Yes, the Wayback machine is a non-ideal tool, and could perhaps even come under threat due to lack of funding or legal issues.

I think that copyright law is indeed a huge problem. While copyright law serves a useful purpose in giving content creators a time-limited monopoly to commercially exploit their work (which has the good of encouraging content creation), the ever-growing length of copyright terms only narrowly serves some corporate interests (such as keeping older Disney IP out of the public domain) while being highly detrimental to the public good, since many older, less popular works are doomed to be lost and copyright restrictions only exacerbates the problem of preserving and archiving them. See also: Public Domain Day - Wikipedia

It’s not just 50 years, but I think over 100 years. For such an incredibly long time span, it’s not very practical for an individual to preserve and archive works. It takes an organization, or at least a plan to pass material down to someone else, requiring considerations in one’s last will and testament. With care, I think it is possible to preserve and pass down a collection of physical books to future generations. However, digital content may erode even faster, since one would have to convert file formats probably at least every decade or so, and transfer from one system to another, before various storage media becomes obsolete. Even now, there are collections of floppy disks where people struggle to find a machine that can read them, and software that can process their contents.

It’s disappointing to hear that he had such a reaction.
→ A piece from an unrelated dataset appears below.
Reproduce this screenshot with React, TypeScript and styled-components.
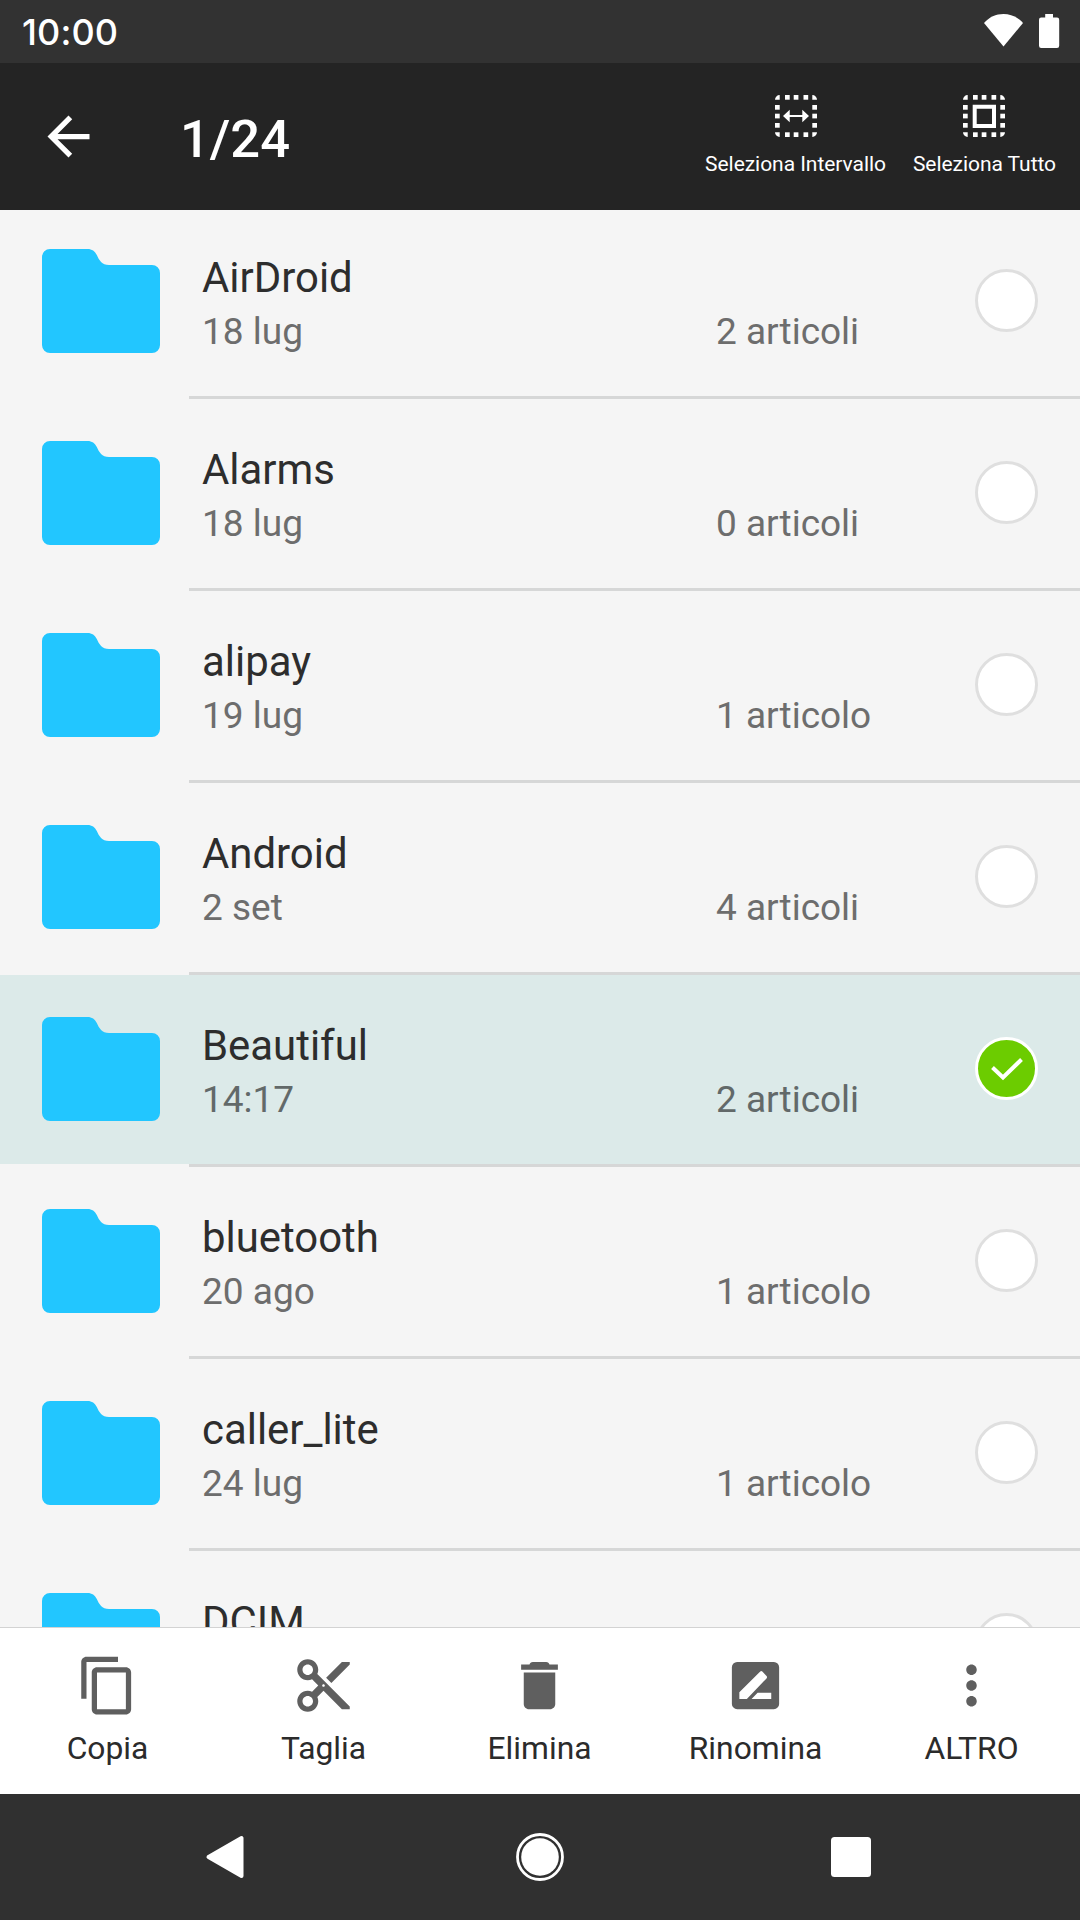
import React from "react";
import styled, { createGlobalStyle } from "styled-components";

const GlobalStyle = createGlobalStyle`
  *, *::before, *::after { box-sizing: border-box; }
  body { margin: 0; background: #f5f5f5; }
  svg { display: block; flex: none; }
`;

const Screen = styled.div`
  display: flex;
  flex-direction: column;
  width: 1080px;
  height: 1920px;
  overflow: hidden;
  background: #f5f5f5;
  font-family: Roboto, "Noto Sans", sans-serif;
`;

const StatusBar = styled.div`
  display: flex;
  justify-content: space-between;
  flex: none;
  height: 63px;
  padding: 0 20px 0 22px;
  background: #323232;
`;

const Clock = styled.span`
  font-family: Inter, Roboto, sans-serif;
  font-size: 36px;
  font-weight: 550;
  line-height: 65px;
  letter-spacing: 0.1px;
  color: #fff;
`;

const StatusIcons = styled.div`
  display: flex;
  gap: 16px;
  padding-top: 14px;
`;

const AppBar = styled.header`
  display: flex;
  align-items: center;
  flex: none;
  height: 147px;
  padding: 0 24px 0 37px;
  background: #242424;
  color: #fff;
`;

const Title = styled.h1`
  flex: 1;
  margin: 4px 0 0 80px;
  font-size: 52.5px;
  font-weight: 500;
  line-height: 62px;
`;

const BarActions = styled.div`
  display: flex;
  align-self: stretch;
  gap: 27px;
  padding-top: 32px;
`;

const BarAction = styled.button`
  display: flex;
  flex-direction: column;
  align-items: center;
  gap: 15px;
  padding: 0;
  border: 0;
  background: none;
  color: #fff;
  font: 400 21px/25px Roboto, sans-serif;
  letter-spacing: -0.05px;
  white-space: nowrap;
`;

const List = styled.main`
  flex: 1;
  min-height: 0;
  overflow: hidden;
`;

const Rows = styled.div`
  margin-top: -3px;
`;

const Row = styled.div<{ $selected: boolean }>`
  display: flex;
  height: 192px;
  padding: 0 42px;
  background: linear-gradient(${(p) => (p.$selected ? "#dceae9" : "#f5f5f5")} 189px, #f5f5f5 189px);
`;

const FolderWrap = styled.div`
  width: 147px;
  padding-top: 42px;
`;

const Info = styled.div`
  display: grid;
  grid-template-columns: 514px 1fr 63px;
  flex: 1;
  margin-right: -42px;
  padding: 0 42px 0 13px;
  border-bottom: 3px solid #d6d7d7;
`;

const Labels = styled.div`
  padding-top: 46px;
`;

const Name = styled.div`
  font-size: 41.9px;
  line-height: 50px;
  color: #2d2d2d;
  white-space: nowrap;
`;

const Meta = styled.div<{ $selected: boolean }>`
  font-size: 37px;
  line-height: 44px;
  margin-top: 7px;
  color: ${(p) => (p.$selected ? "#626969" : "#6d6d6d")};
  white-space: nowrap;
`;

const Count = styled(Meta)`
  margin-top: 103px;
`;

const Check = styled.div<{ $selected: boolean }>`
  display: flex;
  align-items: center;
  justify-content: center;
  width: 63px;
  height: 63px;
  margin-top: 62px;
  border-radius: 50%;
  border: 3px solid ${(p) => (p.$selected ? "#fff" : "#dfdfdf")};
  background: ${(p) => (p.$selected ? "#6ccc00" : "#fff")};
`;

const Toolbar = styled.footer`
  display: grid;
  grid-template-columns: repeat(5, 1fr);
  flex: none;
  height: 167px;
  border-top: 1px solid #d3d3d3;
  background: #fff;
`;

const Tool = styled.button`
  display: flex;
  flex-direction: column;
  align-items: center;
  gap: 12px;
  padding: 26px 1px 0 0;
  border: 0;
  background: none;
  color: #2b2b2b;
  font: 400 31.8px/38px Roboto, sans-serif;
`;

const NavBar = styled.nav`
  display: grid;
  grid-template-columns: repeat(3, 311px);
  justify-content: center;
  place-items: center;
  flex: none;
  height: 126px;
  background: #303030;
`;

const EDGE_CELLS: [number, number][] = [
  [10, 0], [18.7, 0], [28.5, 0],
  [10, 37.3], [18.7, 37.3], [28.5, 37.3],
  [0, 10], [0, 18.7], [0, 28],
  [37.3, 10], [37.3, 18.7], [37.3, 28],
];

function Marquee({ children }: { children: React.ReactNode }) {
  return (
    <svg width="42" height="42" viewBox="0 0 42 42" fill="#fff">
      {EDGE_CELLS.map(([x, y]) => (
        <rect key={`${x}-${y}`} x={x} y={y} width="4.7" height="4.7" />
      ))}
      <path d="M0 4.7A4.7 4.7 0 0 1 4.7 0V4.7ZM42 4.7A4.7 4.7 0 0 0 37.3 0V4.7ZM0 37.3A4.7 4.7 0 0 0 4.7 42V37.3ZM42 37.3A4.7 4.7 0 0 1 37.3 42V37.3Z" />
      {children}
    </svg>
  );
}

function Folder() {
  return (
    <svg width="118" height="104" viewBox="0 0 118 104">
      <path
        fill="#22c6ff"
        d="M8 0H45.500C50 0 53 2.200 54.800 6C57 11 60 16 67 16H110a8 8 0 0 1 8 8V96a8 8 0 0 1-8 8H8a8 8 0 0 1-8-8V8a8 8 0 0 1 8-8Z"
      />
    </svg>
  );
}

const FOLDERS = [
  { name: "AirDroid", date: "18 lug", count: "2 articoli" },
  { name: "Alarms", date: "18 lug", count: "0 articoli" },
  { name: "alipay", date: "19 lug", count: "1 articolo" },
  { name: "Android", date: "2 set", count: "4 articoli" },
  { name: "Beautiful", date: "14:17", count: "2 articoli", selected: true },
  { name: "bluetooth", date: "20 ago", count: "1 articolo" },
  { name: "caller_lite", date: "24 lug", count: "1 articolo" },
  { name: "DCIM", date: "", count: "" },
];

const TOOLS = [
  {
    label: "Copia",
    path: "M16 1H4c-1.100 0-2 .9-2 2v14h2V3h12V1zm3 4H8c-1.100 0-2 .9-2 2v14c0 1.100.9 2 2 2h11c1.100 0 2-.9 2-2V7c0-1.100-.9-2-2-2zm0 16H8V7h11v14z",
  },
  {
    label: "Taglia",
    path: "M9.640 7.640c.23-.5.36-1.050.36-1.640 0-2.210-1.790-4-4-4S2 3.790 2 6s1.790 4 4 4c.59 0 1.140-.13 1.640-.36L10 12l-2.360 2.360C7.140 14.130 6.590 14 6 14c-2.210 0-4 1.790-4 4s1.790 4 4 4 4-1.790 4-4c0-.59-.13-1.140-.36-1.640L12 14l7 7h3v-1L9.640 7.640zM6 8c-1.100 0-2-.89-2-2s.9-2 2-2 2 .89 2 2-.9 2-2 2zm0 12c-1.100 0-2-.89-2-2s.9-2 2-2 2 .89 2 2-.9 2-2 2zm6-7.500c-.28 0-.5-.22-.5-.5s.22-.5.5-.5.5.22.5.5-.22.5-.5.5zM19 3l-6 6 2 2 7-7V3z",
  },
  {
    label: "Elimina",
    path: "M6 19c0 1.100.9 2 2 2h8c1.100 0 2-.9 2-2V7H6v12zM19 4h-3.200c-.2-.6-.5-1-1.300-1h-5c-.8 0-1.100.4-1.300 1H5v2h14V4z",
  },
  {
    label: "Rinomina",
    path: "M5 3h14a2 2 0 0 1 2 2v14a2 2 0 0 1-2 2H5a2 2 0 0 1-2-2V5a2 2 0 0 1 2-2ZM5.850 17.100H8.700L16.200 9.300Q16.600 8.800 16.200 8.400L14.600 6.700Q14.200 6.300 13.800 6.700L5.850 14.600ZM10.500 17.100H18V14.800H12.800Z",
  },
  {
    label: "ALTRO",
    path: "M12 8c1.100 0 2-.9 2-2s-.9-2-2-2-2 .9-2 2 .9 2 2 2zm0 2c-1.100 0-2 .9-2 2s.9 2 2 2 2-.9 2-2-.9-2-2-2zm0 6c-1.100 0-2 .9-2 2s.9 2 2 2 2-.9 2-2-.9-2-2-2z",
  },
];

export default function App() {
  return (
    <Screen>
      <GlobalStyle />
      <StatusBar>
        <Clock>10:00</Clock>
        <StatusIcons>
          <svg width="39" height="33" viewBox="0 0 39 33" fill="#fff">
            <path d="M19.500 32.500 0 9C5 3.200 12 0 19.500 0S34 3.200 39 9Z" />
          </svg>
          <svg width="21" height="34" viewBox="0 0 21 34" fill="#fff">
            <path d="M6.200 0H14V3.500H18a2.200 2.200 0 0 1 2.200 2.200V31.800a2.200 2.200 0 0 1-2.200 2.200H2.200A2.200 2.200 0 0 1 0 31.800V5.700a2.200 2.200 0 0 1 2.200-2.200h4Z" />
          </svg>
        </StatusIcons>
      </StatusBar>

      <AppBar>
        <svg width="63" height="63" viewBox="0 0 24 24" fill="#fff">
          <path d="M20 11H7.830l5.590-5.590L12 4l-8 8 8 8 1.410-1.410L7.830 13H20v-2z" />
        </svg>
        <Title>1/24</Title>
        <BarActions>
          <BarAction>
            <Marquee>
              <path d="M8 21 14.700 14.700V19.900H27.300V14.700L34 21 27.300 27.300V22.100H14.700V27.300Z" />
            </Marquee>
            Seleziona Intervallo
          </BarAction>
          <BarAction>
            <Marquee>
              <path fillRule="evenodd" d="M9.700 9.700H33V33H9.700ZM13.700 13.700V29H29V13.700Z" />
            </Marquee>
            Seleziona Tutto
          </BarAction>
        </BarActions>
      </AppBar>

      <List>
        <Rows>
          {FOLDERS.map(({ name, date, count, selected = false }) => (
            <Row key={name} $selected={selected}>
              <FolderWrap>
                <Folder />
              </FolderWrap>
              <Info>
                <Labels>
                  <Name>{name}</Name>
                  <Meta $selected={selected}>{date}</Meta>
                </Labels>
                <Count $selected={selected}>{count}</Count>
                <Check $selected={selected}>
                  {selected && (
                    <svg width="34" height="26" viewBox="0 0 34 26">
                      <path d="M2.500 11.500 13 21.500 31.500 3.500" fill="none" stroke="#fff" strokeWidth="4" />
                    </svg>
                  )}
                </Check>
              </Info>
            </Row>
          ))}
        </Rows>
      </List>

      <Toolbar>
        {TOOLS.map(({ label, path }) => (
          <Tool key={label}>
            <svg width="63" height="63" viewBox="0 0 24 24" fill="#5f5f5f" fillRule="evenodd">
              <path d={path} />
            </svg>
            {label}
          </Tool>
        ))}
      </Toolbar>

      <NavBar>
        <svg width="48" height="48" viewBox="0 0 48 48">
          <path d="M3.500 24 36.500 5V43Z" fill="#fff" stroke="#fff" strokeWidth="4" strokeLinejoin="round" />
        </svg>
        <svg width="48" height="48" viewBox="0 0 48 48">
          <circle cx="24" cy="24" r="22.500" fill="none" stroke="#fff" strokeWidth="2.800" />
          <circle cx="24" cy="24" r="18.800" fill="#fff" />
        </svg>
        <svg width="40" height="40" viewBox="0 0 40 40">
          <rect width="40" height="40" rx="3.500" fill="#fff" />
        </svg>
      </NavBar>
    </Screen>
  );
}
Really he should thank you for notifying him that his content is on the Wayback machine, if he does not wish it to be there (I believe the Wayback machine will take down content upon request by the actual owners).

I think it’s terribly short-sighted of him to be so concerned about his potential commercial interests, when some Sensei’s Library reference might only minimally impact those interests (and perhaps only benefit them by increasing publicity), since pulling his content off of the Wayback machine and preventing other people from talking about it will only help increase the likelihood that his work will fall into obscurity and be forgotten by time. The overwhelming majority of academics that I know, would prefer their work to be shared and read as widely as possible, since they care more about spreading ideas. Ultimately, seeking to grow the audience is probably a better business model, since the popularity of Go in the West woefully below its potential.

I think a solution is to somehow encourage more content producers to embrace concepts like the Creative Commons and new models for revenue generation. To preserve the longevity of content and ideas, they need to be freely shareable, redistributable, adaptable, etc. Traditional copyright laws are very dated tools that create an artificial scarcity incongruent with an age of digital content.


I totally agree with everything in your post (which is really eloquent, nice job).


Some thoughts on this subject.

Historical games are archived: in books, on Waltheri / go4go, on GoGoD (most complete)

Modern professional games are archived: in books, on Waltheri, on go4go (most complete)

Amateur games are archived: in books, in magazines, on OGS and other servers. I don’t know where the largest collection of amateur games is; OGS has over 20 million games archived.

Video lectures are archived on Youtube and its Oriental equivalents.

Textual information is archived on Sensei’s Library and Wikipedia.

The open-source OGS code is archived on GitHub, and in GitHub’s arctic code storage unit.

So, for historical games we have a current archival strategy of analog / offline digital / online digital. That is pretty stable. For modern professional games, though, our archival is mainly online; amateur games are almost never recorded offline. Video lectures are almost all online. Textual information is mixed online / offline digital.

PS. Any books out of copyright can be scanned and uploaded to the Gutenberg Project. Public domain media of any kind can be uploaded to

1 Like

I think the best way to archive Go content at the grassroots level would be to download content from the Internet and save it onto USB drives (USB seems like the most stable offline storage protocol right now.) Sensei’s Library and Wikipedia explicitly support safe ways of ripping data from their sites.